» **Available data**
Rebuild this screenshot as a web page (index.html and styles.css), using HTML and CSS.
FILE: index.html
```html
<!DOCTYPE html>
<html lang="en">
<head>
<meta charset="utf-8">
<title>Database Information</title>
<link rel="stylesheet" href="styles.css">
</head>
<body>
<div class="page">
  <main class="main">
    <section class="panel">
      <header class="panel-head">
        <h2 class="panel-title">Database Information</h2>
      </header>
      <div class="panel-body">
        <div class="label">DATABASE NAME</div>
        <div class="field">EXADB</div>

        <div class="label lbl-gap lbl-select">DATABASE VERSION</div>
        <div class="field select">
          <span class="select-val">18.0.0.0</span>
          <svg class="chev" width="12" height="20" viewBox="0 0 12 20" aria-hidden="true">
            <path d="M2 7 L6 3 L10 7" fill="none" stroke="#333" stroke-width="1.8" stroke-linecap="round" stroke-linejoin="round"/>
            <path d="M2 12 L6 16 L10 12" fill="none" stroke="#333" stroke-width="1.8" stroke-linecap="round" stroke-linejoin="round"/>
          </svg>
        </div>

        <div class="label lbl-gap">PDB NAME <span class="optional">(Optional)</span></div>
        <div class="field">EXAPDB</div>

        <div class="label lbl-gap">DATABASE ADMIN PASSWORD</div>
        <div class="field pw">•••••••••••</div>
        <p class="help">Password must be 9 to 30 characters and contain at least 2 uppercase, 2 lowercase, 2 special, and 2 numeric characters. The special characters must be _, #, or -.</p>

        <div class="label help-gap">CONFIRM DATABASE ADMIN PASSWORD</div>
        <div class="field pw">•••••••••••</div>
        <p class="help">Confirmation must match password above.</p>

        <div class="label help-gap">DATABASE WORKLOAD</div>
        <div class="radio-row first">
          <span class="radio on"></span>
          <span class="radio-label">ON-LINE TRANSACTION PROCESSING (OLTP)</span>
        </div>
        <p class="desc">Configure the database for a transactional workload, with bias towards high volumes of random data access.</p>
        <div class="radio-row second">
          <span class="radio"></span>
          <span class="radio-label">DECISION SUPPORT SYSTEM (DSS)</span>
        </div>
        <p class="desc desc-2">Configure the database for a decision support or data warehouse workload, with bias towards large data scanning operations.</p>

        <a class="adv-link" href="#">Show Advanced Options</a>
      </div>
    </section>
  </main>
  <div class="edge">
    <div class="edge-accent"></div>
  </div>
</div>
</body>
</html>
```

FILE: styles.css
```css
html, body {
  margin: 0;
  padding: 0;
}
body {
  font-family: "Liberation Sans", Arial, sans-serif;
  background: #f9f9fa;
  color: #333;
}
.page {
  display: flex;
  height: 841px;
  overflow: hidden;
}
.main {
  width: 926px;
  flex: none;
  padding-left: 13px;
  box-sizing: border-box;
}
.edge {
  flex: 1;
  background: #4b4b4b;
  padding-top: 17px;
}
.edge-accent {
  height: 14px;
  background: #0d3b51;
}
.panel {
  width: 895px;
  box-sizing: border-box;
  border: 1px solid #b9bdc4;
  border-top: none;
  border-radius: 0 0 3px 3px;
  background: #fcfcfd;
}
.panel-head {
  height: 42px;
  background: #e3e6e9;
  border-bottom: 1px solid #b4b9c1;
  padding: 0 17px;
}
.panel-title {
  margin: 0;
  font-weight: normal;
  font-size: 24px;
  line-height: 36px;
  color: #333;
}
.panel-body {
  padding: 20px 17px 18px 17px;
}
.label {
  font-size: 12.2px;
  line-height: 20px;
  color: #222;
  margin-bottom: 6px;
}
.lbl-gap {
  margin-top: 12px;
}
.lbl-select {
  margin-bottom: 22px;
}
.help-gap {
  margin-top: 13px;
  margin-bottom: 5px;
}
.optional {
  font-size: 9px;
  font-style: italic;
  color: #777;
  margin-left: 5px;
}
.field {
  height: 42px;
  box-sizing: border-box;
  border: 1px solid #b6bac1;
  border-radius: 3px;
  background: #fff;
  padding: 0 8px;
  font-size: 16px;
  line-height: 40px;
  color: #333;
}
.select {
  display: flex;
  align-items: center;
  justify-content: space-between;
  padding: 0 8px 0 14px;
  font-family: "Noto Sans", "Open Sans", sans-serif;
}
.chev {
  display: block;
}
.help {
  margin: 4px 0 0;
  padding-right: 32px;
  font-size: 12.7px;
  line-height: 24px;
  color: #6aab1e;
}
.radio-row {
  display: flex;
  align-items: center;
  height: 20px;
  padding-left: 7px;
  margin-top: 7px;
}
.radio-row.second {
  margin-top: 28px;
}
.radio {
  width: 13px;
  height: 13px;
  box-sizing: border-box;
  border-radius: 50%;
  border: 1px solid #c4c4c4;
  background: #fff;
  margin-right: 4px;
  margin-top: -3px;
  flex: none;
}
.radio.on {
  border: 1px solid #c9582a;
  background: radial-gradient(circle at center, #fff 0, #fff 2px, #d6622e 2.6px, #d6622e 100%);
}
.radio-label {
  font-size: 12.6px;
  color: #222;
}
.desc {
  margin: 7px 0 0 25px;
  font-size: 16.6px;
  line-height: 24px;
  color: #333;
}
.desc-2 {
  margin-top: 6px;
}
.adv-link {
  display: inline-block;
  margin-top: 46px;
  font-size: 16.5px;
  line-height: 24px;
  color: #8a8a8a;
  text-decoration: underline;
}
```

» **Stated goal**
Set down the listing in full, keeping every word exactly as it is.

» **Worked solution**
Rebuild this screenshot as a web page (index.html and styles.css), using HTML and CSS.
FILE: index.html
```html
<!DOCTYPE html>
<html lang="en">
<head>
<meta charset="utf-8">
<title>Database Information</title>
<link rel="stylesheet" href="styles.css">
</head>
<body>
<div class="page">
  <main class="main">
    <section class="panel">
      <header class="panel-head">
        <h2 class="panel-title">Database Information</h2>
      </header>
      <div class="panel-body">
        <div class="label">DATABASE NAME</div>
        <div class="field">EXADB</div>

        <div class="label lbl-gap lbl-select">DATABASE VERSION</div>
        <div class="field select">
          <span class="select-val">18.0.0.0</span>
          <svg class="chev" width="12" height="20" viewBox="0 0 12 20" aria-hidden="true">
            <path d="M2 7 L6 3 L10 7" fill="none" stroke="#333" stroke-width="1.8" stroke-linecap="round" stroke-linejoin="round"/>
            <path d="M2 12 L6 16 L10 12" fill="none" stroke="#333" stroke-width="1.8" stroke-linecap="round" stroke-linejoin="round"/>
          </svg>
        </div>

        <div class="label lbl-gap">PDB NAME <span class="optional">(Optional)</span></div>
        <div class="field">EXAPDB</div>

        <div class="label lbl-gap">DATABASE ADMIN PASSWORD</div>
        <div class="field pw">•••••••••••</div>
        <p class="help">Password must be 9 to 30 characters and contain at least 2 uppercase, 2 lowercase, 2 special, and 2 numeric characters. The special characters must be _, #, or -.</p>

        <div class="label help-gap">CONFIRM DATABASE ADMIN PASSWORD</div>
        <div class="field pw">•••••••••••</div>
        <p class="help">Confirmation must match password above.</p>

        <div class="label help-gap">DATABASE WORKLOAD</div>
        <div class="radio-row first">
          <span class="radio on"></span>
          <span class="radio-label">ON-LINE TRANSACTION PROCESSING (OLTP)</span>
        </div>
        <p class="desc">Configure the database for a transactional workload, with bias towards high volumes of random data access.</p>
        <div class="radio-row second">
          <span class="radio"></span>
          <span class="radio-label">DECISION SUPPORT SYSTEM (DSS)</span>
        </div>
        <p class="desc desc-2">Configure the database for a decision support or data warehouse workload, with bias towards large data scanning operations.</p>

        <a class="adv-link" href="#">Show Advanced Options</a>
      </div>
    </section>
  </main>
  <div class="edge">
    <div class="edge-accent"></div>
  </div>
</div>
</body>
</html>
```

FILE: styles.css
```css
html, body {
  margin: 0;
  padding: 0;
}
body {
  font-family: "Liberation Sans", Arial, sans-serif;
  background: #f9f9fa;
  color: #333;
}
.page {
  display: flex;
  height: 841px;
  overflow: hidden;
}
.main {
  width: 926px;
  flex: none;
  padding-left: 13px;
  box-sizing: border-box;
}
.edge {
  flex: 1;
  background: #4b4b4b;
  padding-top: 17px;
}
.edge-accent {
  height: 14px;
  background: #0d3b51;
}
.panel {
  width: 895px;
  box-sizing: border-box;
  border: 1px solid #b9bdc4;
  border-top: none;
  border-radius: 0 0 3px 3px;
  background: #fcfcfd;
}
.panel-head {
  height: 42px;
  background: #e3e6e9;
  border-bottom: 1px solid #b4b9c1;
  padding: 0 17px;
}
.panel-title {
  margin: 0;
  font-weight: normal;
  font-size: 24px;
  line-height: 36px;
  color: #333;
}
.panel-body {
  padding: 20px 17px 18px 17px;
}
.label {
  font-size: 12.2px;
  line-height: 20px;
  color: #222;
  margin-bottom: 6px;
}
.lbl-gap {
  margin-top: 12px;
}
.lbl-select {
  margin-bottom: 22px;
}
.help-gap {
  margin-top: 13px;
  margin-bottom: 5px;
}
.optional {
  font-size: 9px;
  font-style: italic;
  color: #777;
  margin-left: 5px;
}
.field {
  height: 42px;
  box-sizing: border-box;
  border: 1px solid #b6bac1;
  border-radius: 3px;
  background: #fff;
  padding: 0 8px;
  font-size: 16px;
  line-height: 40px;
  color: #333;
}
.select {
  display: flex;
  align-items: center;
  justify-content: space-between;
  padding: 0 8px 0 14px;
  font-family: "Noto Sans", "Open Sans", sans-serif;
}
.chev {
  display: block;
}
.help {
  margin: 4px 0 0;
  padding-right: 32px;
  font-size: 12.7px;
  line-height: 24px;
  color: #6aab1e;
}
.radio-row {
  display: flex;
  align-items: center;
  height: 20px;
  padding-left: 7px;
  margin-top: 7px;
}
.radio-row.second {
  margin-top: 28px;
}
.radio {
  width: 13px;
  height: 13px;
  box-sizing: border-box;
  border-radius: 50%;
  border: 1px solid #c4c4c4;
  background: #fff;
  margin-right: 4px;
  margin-top: -3px;
  flex: none;
}
.radio.on {
  border: 1px solid #c9582a;
  background: radial-gradient(circle at center, #fff 0, #fff 2px, #d6622e 2.6px, #d6622e 100%);
}
.radio-label {
  font-size: 12.6px;
  color: #222;
}
.desc {
  margin: 7px 0 0 25px;
  font-size: 16.6px;
  line-height: 24px;
  color: #333;
}
.desc-2 {
  margin-top: 6px;
}
.adv-link {
  display: inline-block;
  margin-top: 46px;
  font-size: 16.5px;
  line-height: 24px;
  color: #8a8a8a;
  text-decoration: underline;
}
```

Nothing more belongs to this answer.